L’art. 38 dello Statuto

Ma nello Statuto c’è anche l’articolo 38 che stabilisce che “1) Lo Stato verserà annualmente alla Regione, a titolo di solidarietà nazionale, una somma da impiegarsi, in base ad un piano economico, nella esecuzione di lavori pubblici. 2) Questa somma tenderà a bilanciare il minore ammontare dei redditi di lavoro nella Regione in confronto della media nazionale. 3) Si procederà ad una revisione quinquennale della detta assegnazione con riferimento alle variazioni dei dati assunti per il precedente computo”. Un principio di solidarietà che certamente verrebbe assolutamente disatteso seguendo i principi contenuti nel citato disegno di legge “Calderoli”.

Il legittimo sospetto

Ecco quindi il sospetto, avanzato da alcuni, che in realtà si voglia procedere ad una malcelata istituzione di un’autonomia finanziaria di tutte le regioni, dimenticando quello che Enrico e Giuseppe La loggia tanti anni fa, ed il prof.
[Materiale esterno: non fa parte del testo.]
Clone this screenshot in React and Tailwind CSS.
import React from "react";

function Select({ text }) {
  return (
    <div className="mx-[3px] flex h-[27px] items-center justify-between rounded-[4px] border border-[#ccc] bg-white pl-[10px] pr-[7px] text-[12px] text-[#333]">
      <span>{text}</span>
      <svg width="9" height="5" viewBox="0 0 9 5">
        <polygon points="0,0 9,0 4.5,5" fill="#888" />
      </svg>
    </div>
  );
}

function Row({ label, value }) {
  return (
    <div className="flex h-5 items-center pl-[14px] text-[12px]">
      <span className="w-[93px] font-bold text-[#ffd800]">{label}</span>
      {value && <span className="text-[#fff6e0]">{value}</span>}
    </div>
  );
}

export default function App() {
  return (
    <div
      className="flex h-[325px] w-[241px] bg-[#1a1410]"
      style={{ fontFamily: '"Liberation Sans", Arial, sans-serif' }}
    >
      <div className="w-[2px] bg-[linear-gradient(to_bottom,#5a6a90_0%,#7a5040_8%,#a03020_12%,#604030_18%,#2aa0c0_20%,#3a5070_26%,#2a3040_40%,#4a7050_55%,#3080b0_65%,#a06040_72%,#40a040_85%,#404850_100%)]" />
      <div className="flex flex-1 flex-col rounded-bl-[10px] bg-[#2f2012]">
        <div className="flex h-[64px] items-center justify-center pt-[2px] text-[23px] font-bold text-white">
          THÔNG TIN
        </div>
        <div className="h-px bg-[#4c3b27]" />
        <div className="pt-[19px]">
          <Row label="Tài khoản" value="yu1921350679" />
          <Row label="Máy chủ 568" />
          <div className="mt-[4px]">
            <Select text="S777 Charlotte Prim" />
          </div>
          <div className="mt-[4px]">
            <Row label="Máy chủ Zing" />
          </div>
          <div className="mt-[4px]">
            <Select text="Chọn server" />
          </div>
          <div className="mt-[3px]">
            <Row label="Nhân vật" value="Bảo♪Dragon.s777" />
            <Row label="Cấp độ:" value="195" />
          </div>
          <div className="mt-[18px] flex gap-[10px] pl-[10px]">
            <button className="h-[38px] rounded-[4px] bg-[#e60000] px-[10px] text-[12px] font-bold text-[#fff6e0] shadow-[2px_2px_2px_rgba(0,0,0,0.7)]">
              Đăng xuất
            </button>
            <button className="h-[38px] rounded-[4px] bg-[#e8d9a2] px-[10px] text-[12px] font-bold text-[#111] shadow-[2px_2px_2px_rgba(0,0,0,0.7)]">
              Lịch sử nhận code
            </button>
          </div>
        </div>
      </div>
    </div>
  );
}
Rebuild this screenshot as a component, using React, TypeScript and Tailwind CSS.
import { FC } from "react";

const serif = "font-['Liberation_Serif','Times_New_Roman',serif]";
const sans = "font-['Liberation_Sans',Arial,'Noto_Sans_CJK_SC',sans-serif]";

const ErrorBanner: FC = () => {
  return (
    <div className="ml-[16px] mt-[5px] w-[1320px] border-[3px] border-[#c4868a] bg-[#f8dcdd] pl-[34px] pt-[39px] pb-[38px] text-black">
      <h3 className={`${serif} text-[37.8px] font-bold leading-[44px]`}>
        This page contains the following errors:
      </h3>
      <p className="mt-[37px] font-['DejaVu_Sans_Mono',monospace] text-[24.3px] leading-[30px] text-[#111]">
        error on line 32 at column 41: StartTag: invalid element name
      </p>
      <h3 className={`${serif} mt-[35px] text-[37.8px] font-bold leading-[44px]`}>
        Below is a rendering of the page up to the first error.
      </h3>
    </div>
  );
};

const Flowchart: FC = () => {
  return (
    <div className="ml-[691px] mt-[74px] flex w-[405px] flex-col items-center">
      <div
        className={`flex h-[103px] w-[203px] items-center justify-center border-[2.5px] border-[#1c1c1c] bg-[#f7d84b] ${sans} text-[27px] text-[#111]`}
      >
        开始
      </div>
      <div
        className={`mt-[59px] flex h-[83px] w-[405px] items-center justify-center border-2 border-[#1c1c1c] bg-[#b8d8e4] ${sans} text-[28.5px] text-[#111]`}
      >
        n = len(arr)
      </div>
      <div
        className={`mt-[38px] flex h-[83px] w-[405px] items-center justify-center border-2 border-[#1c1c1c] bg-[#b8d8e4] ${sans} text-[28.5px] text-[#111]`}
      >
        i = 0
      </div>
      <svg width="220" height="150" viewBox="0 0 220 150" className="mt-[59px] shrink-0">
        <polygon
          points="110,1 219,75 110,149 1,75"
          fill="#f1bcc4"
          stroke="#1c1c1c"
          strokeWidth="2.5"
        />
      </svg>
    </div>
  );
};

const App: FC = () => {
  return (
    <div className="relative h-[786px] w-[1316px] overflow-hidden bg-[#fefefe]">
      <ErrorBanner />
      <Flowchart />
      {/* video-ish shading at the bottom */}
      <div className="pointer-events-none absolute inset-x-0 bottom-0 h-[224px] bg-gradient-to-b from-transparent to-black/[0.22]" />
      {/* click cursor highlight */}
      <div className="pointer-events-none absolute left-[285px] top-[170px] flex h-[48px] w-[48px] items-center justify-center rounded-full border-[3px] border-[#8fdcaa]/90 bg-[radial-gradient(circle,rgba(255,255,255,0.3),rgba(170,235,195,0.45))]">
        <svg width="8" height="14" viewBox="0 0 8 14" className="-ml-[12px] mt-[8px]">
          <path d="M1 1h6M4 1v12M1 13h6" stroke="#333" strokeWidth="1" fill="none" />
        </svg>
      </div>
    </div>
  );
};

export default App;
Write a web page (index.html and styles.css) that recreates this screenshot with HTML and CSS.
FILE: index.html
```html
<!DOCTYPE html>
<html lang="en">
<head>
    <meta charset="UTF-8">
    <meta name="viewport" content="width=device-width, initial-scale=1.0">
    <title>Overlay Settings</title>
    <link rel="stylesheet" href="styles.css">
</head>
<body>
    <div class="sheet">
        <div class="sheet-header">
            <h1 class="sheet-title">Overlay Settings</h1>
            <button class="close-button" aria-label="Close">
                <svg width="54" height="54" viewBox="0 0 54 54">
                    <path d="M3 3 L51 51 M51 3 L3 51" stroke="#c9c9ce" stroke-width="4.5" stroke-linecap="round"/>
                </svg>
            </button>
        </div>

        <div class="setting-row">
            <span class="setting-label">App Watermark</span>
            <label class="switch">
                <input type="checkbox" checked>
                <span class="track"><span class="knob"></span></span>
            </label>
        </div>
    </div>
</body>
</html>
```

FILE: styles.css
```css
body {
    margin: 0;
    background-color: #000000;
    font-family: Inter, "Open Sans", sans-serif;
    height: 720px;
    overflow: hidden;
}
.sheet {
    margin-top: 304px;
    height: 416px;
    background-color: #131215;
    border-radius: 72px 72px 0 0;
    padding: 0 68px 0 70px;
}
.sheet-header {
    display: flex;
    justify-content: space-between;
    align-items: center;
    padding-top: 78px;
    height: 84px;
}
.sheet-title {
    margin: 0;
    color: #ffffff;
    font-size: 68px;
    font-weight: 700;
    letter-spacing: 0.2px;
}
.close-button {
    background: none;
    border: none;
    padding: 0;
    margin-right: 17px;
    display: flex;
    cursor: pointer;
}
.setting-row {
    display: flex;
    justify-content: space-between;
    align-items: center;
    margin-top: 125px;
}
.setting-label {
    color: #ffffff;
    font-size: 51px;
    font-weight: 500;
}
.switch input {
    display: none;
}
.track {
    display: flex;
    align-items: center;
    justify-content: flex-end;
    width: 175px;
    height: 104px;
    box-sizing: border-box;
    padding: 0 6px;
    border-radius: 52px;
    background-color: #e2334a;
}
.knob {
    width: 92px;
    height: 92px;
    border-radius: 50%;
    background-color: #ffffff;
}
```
Busetta oggi, ebbero a sostenere, nel senso che l’autonomia può anche star bene a tutti, ma deve essere un’”autonomia solidale”, nel senso che il bene di una parte del Paese non può assolutamente prescindere da quello del resto dell’Italia. Un motivo in più per “motivare” i deputati, nazionali e regionali, ad attenzionare maggiormente non solo la grossa questione dell’autonomia differenziata ma più in generale l’autonomia regionale siciliana costituzionalmente prevista. Ricordiamo che il fallimento del Mezzogiorno rappresenta anche il fallimento dell’intero Paese ed il degrado della nostra vecchia autonomia rappresenta il fallimento degli obiettivi che si sono posti grandi statisti del nostro Paese, compresi evidentemente Enrico e Giuseppe La Loggia.